◆ **Directive**
Would you repeat the listing exactly but omit every picture?

# Data lines start

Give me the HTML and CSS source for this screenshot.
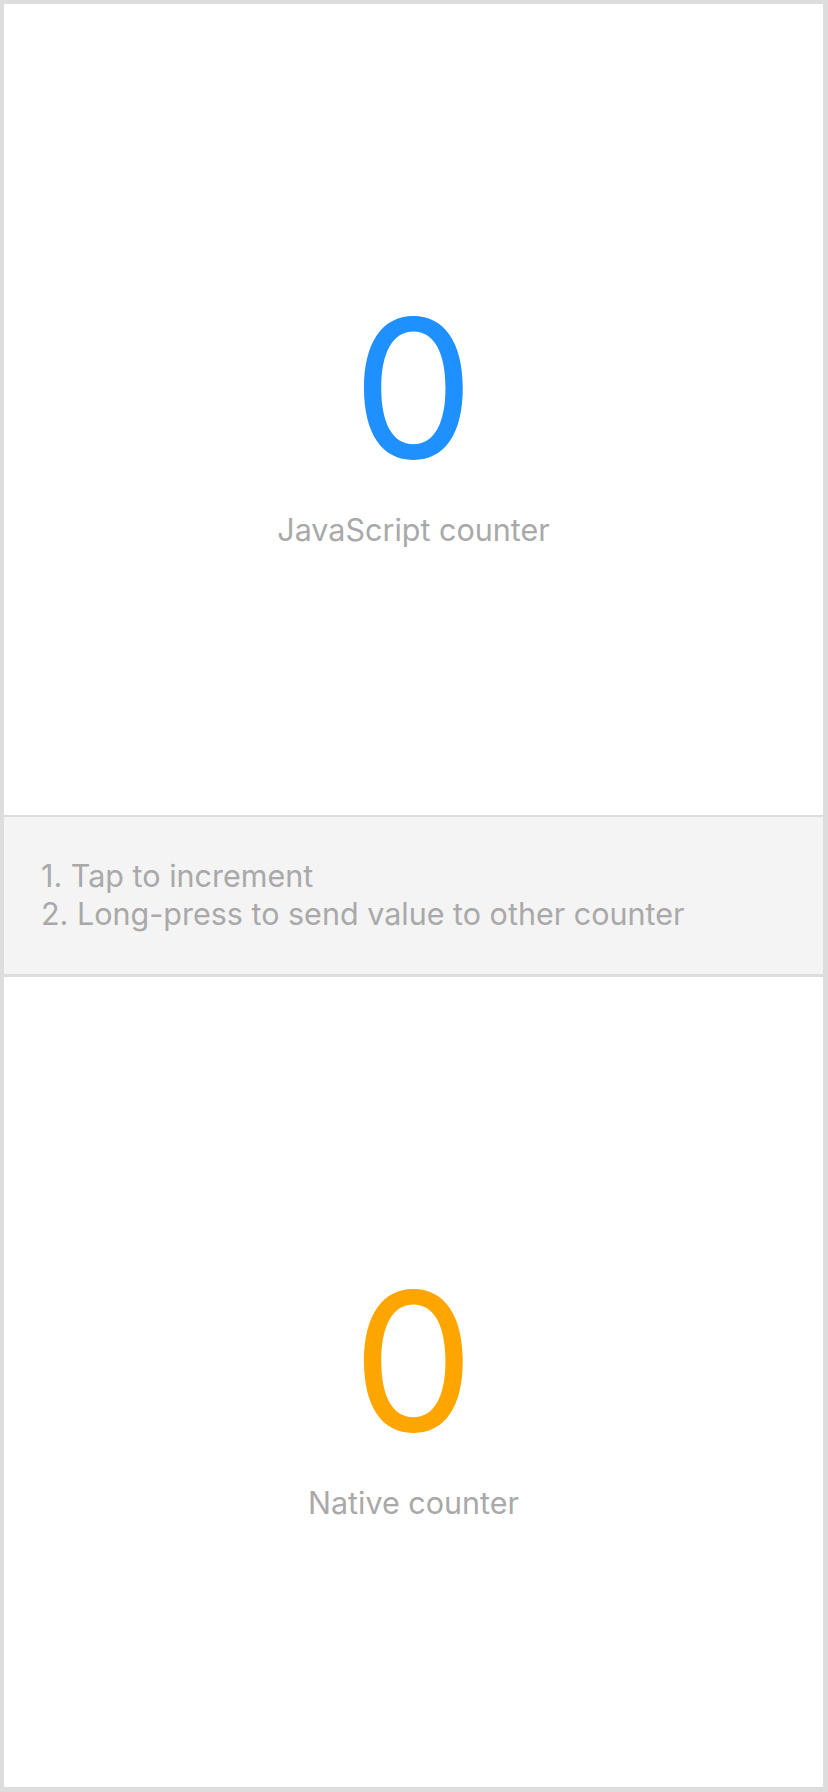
FILE: index.html
```html
<!DOCTYPE html>
<html>
<head>
<meta charset="utf-8">
<link rel="stylesheet" href="styles.css">
</head>
<body>
<div class="frame">
  <section class="panel">
    <div class="count count-js">0</div>
    <div class="label">JavaScript counter</div>
  </section>
  <section class="info">
    <div class="line">1. Tap to increment</div>
    <div class="line">2. Long-press to send value to other counter</div>
  </section>
  <section class="panel">
    <div class="count count-native">0</div>
    <div class="label">Native counter</div>
  </section>
</div>
</body>
</html>
```
FILE: styles.css
```css
html, body {
  margin: 0;
  padding: 0;
  height: 100%;
  background: #ffffff;
}
body {
  font-family: Inter, "Noto Sans", sans-serif;
}
.frame {
  box-sizing: border-box;
  height: 1792px;
  width: 828px;
  border-style: solid;
  border-color: #dddddd;
  border-width: 4px 5px 5px 4px;
  display: flex;
  flex-direction: column;
  background: #ffffff;
}
.panel {
  flex: 1;
  box-sizing: border-box;
  padding-top: 22px;
  display: flex;
  flex-direction: column;
  align-items: center;
  justify-content: center;
}
.count {
  font-size: 193px;
  line-height: 193px;
  font-weight: 400;
}
.count-js { color: #1e90ff; }
.count-native { color: #ffa500; }
.label {
  margin-top: 27px;
  font-size: 30.5px;
  line-height: 36px;
  color: #a9a9a9;
}
.info {
  height: 157px;
  box-sizing: content-box;
  border-top: 2px solid #dddddd;
  border-bottom: 3px solid #dddddd;
  background: #f4f4f4;
  display: flex;
  flex-direction: column;
  justify-content: center;
  padding: 0 37px;
}
.line {
  font-size: 30.5px;
  line-height: 38px;
  color: #a9a9a9;
}
```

# Data lines end

◆ **Answer to the problem**
Give me the HTML and CSS source for this screenshot.
FILE: index.html
```html
<!DOCTYPE html>
<html>
<head>
<meta charset="utf-8">
<link rel="stylesheet" href="styles.css">
</head>
<body>
<div class="frame">
  <section class="panel">
    <div class="count count-js">0</div>
    <div class="label">JavaScript counter</div>
  </section>
  <section class="info">
    <div class="line">1. Tap to increment</div>
    <div class="line">2. Long-press to send value to other counter</div>
  </section>
  <section class="panel">
    <div class="count count-native">0</div>
    <div class="label">Native counter</div>
  </section>
</div>
</body>
</html>
```
FILE: styles.css
```css
html, body {
  margin: 0;
  padding: 0;
  height: 100%;
  background: #ffffff;
}
body {
  font-family: Inter, "Noto Sans", sans-serif;
}
.frame {
  box-sizing: border-box;
  height: 1792px;
  width: 828px;
  border-style: solid;
  border-color: #dddddd;
  border-width: 4px 5px 5px 4px;
  display: flex;
  flex-direction: column;
  background: #ffffff;
}
.panel {
  flex: 1;
  box-sizing: border-box;
  padding-top: 22px;
  display: flex;
  flex-direction: column;
  align-items: center;
  justify-content: center;
}
.count {
  font-size: 193px;
  line-height: 193px;
  font-weight: 400;
}
.count-js { color: #1e90ff; }
.count-native { color: #ffa500; }
.label {
  margin-top: 27px;
  font-size: 30.5px;
  line-height: 36px;
  color: #a9a9a9;
}
.info {
  height: 157px;
  box-sizing: content-box;
  border-top: 2px solid #dddddd;
  border-bottom: 3px solid #dddddd;
  background: #f4f4f4;
  display: flex;
  flex-direction: column;
  justify-content: center;
  padding: 0 37px;
}
.line {
  font-size: 30.5px;
  line-height: 38px;
  color: #a9a9a9;
}
```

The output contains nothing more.